Reproduce every line of the material below, but drop the pictures.

┏━━

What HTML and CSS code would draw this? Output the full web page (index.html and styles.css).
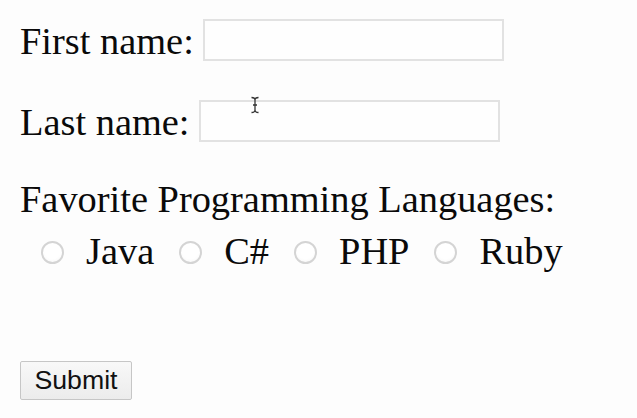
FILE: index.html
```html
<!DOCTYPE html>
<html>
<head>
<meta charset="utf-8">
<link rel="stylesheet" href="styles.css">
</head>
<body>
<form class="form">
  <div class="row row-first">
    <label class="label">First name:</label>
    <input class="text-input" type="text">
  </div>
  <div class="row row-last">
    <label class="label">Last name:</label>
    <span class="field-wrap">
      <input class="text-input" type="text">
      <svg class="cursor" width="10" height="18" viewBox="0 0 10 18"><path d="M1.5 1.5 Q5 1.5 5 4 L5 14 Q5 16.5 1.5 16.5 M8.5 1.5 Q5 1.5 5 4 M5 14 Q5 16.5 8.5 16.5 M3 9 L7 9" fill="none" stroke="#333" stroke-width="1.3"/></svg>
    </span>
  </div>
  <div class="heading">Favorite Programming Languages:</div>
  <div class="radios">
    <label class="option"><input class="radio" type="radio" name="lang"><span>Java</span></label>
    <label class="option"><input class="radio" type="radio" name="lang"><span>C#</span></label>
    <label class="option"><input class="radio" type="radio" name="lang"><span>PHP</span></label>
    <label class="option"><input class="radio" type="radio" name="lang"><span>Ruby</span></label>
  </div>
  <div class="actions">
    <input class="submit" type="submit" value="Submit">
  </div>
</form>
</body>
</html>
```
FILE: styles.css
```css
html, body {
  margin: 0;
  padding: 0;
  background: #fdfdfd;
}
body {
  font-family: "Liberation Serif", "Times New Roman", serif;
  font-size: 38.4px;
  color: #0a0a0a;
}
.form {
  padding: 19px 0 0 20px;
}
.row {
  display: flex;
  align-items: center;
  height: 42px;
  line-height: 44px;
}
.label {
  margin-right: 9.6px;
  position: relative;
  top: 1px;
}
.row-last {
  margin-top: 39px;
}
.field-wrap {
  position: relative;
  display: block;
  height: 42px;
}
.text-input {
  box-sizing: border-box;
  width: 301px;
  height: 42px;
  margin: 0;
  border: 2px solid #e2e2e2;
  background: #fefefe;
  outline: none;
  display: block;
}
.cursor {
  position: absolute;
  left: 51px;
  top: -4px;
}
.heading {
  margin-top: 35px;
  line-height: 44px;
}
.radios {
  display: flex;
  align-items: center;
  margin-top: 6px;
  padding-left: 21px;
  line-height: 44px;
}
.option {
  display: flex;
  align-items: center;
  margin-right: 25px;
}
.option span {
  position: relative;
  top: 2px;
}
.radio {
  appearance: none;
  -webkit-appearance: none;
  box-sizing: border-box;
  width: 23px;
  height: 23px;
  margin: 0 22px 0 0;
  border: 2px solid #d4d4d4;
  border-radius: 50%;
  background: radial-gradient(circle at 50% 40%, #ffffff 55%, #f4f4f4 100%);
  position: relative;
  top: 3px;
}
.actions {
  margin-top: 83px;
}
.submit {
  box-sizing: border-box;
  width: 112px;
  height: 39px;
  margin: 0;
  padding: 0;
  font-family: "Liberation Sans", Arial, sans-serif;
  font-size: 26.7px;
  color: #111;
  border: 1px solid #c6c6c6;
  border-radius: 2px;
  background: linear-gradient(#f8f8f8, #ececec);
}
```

┗━━

COMPLETED TASK:
What HTML and CSS code would draw this? Output the full web page (index.html and styles.css).
FILE: index.html
```html
<!DOCTYPE html>
<html>
<head>
<meta charset="utf-8">
<link rel="stylesheet" href="styles.css">
</head>
<body>
<form class="form">
  <div class="row row-first">
    <label class="label">First name:</label>
    <input class="text-input" type="text">
  </div>
  <div class="row row-last">
    <label class="label">Last name:</label>
    <span class="field-wrap">
      <input class="text-input" type="text">
      <svg class="cursor" width="10" height="18" viewBox="0 0 10 18"><path d="M1.5 1.5 Q5 1.5 5 4 L5 14 Q5 16.5 1.5 16.5 M8.5 1.5 Q5 1.5 5 4 M5 14 Q5 16.5 8.5 16.5 M3 9 L7 9" fill="none" stroke="#333" stroke-width="1.3"/></svg>
    </span>
  </div>
  <div class="heading">Favorite Programming Languages:</div>
  <div class="radios">
    <label class="option"><input class="radio" type="radio" name="lang"><span>Java</span></label>
    <label class="option"><input class="radio" type="radio" name="lang"><span>C#</span></label>
    <label class="option"><input class="radio" type="radio" name="lang"><span>PHP</span></label>
    <label class="option"><input class="radio" type="radio" name="lang"><span>Ruby</span></label>
  </div>
  <div class="actions">
    <input class="submit" type="submit" value="Submit">
  </div>
</form>
</body>
</html>
```
FILE: styles.css
```css
html, body {
  margin: 0;
  padding: 0;
  background: #fdfdfd;
}
body {
  font-family: "Liberation Serif", "Times New Roman", serif;
  font-size: 38.4px;
  color: #0a0a0a;
}
.form {
  padding: 19px 0 0 20px;
}
.row {
  display: flex;
  align-items: center;
  height: 42px;
  line-height: 44px;
}
.label {
  margin-right: 9.6px;
  position: relative;
  top: 1px;
}
.row-last {
  margin-top: 39px;
}
.field-wrap {
  position: relative;
  display: block;
  height: 42px;
}
.text-input {
  box-sizing: border-box;
  width: 301px;
  height: 42px;
  margin: 0;
  border: 2px solid #e2e2e2;
  background: #fefefe;
  outline: none;
  display: block;
}
.cursor {
  position: absolute;
  left: 51px;
  top: -4px;
}
.heading {
  margin-top: 35px;
  line-height: 44px;
}
.radios {
  display: flex;
  align-items: center;
  margin-top: 6px;
  padding-left: 21px;
  line-height: 44px;
}
.option {
  display: flex;
  align-items: center;
  margin-right: 25px;
}
.option span {
  position: relative;
  top: 2px;
}
.radio {
  appearance: none;
  -webkit-appearance: none;
  box-sizing: border-box;
  width: 23px;
  height: 23px;
  margin: 0 22px 0 0;
  border: 2px solid #d4d4d4;
  border-radius: 50%;
  background: radial-gradient(circle at 50% 40%, #ffffff 55%, #f4f4f4 100%);
  position: relative;
  top: 3px;
}
.actions {
  margin-top: 83px;
}
.submit {
  box-sizing: border-box;
  width: 112px;
  height: 39px;
  margin: 0;
  padding: 0;
  font-family: "Liberation Sans", Arial, sans-serif;
  font-size: 26.7px;
  color: #111;
  border: 1px solid #c6c6c6;
  border-radius: 2px;
  background: linear-gradient(#f8f8f8, #ececec);
}
```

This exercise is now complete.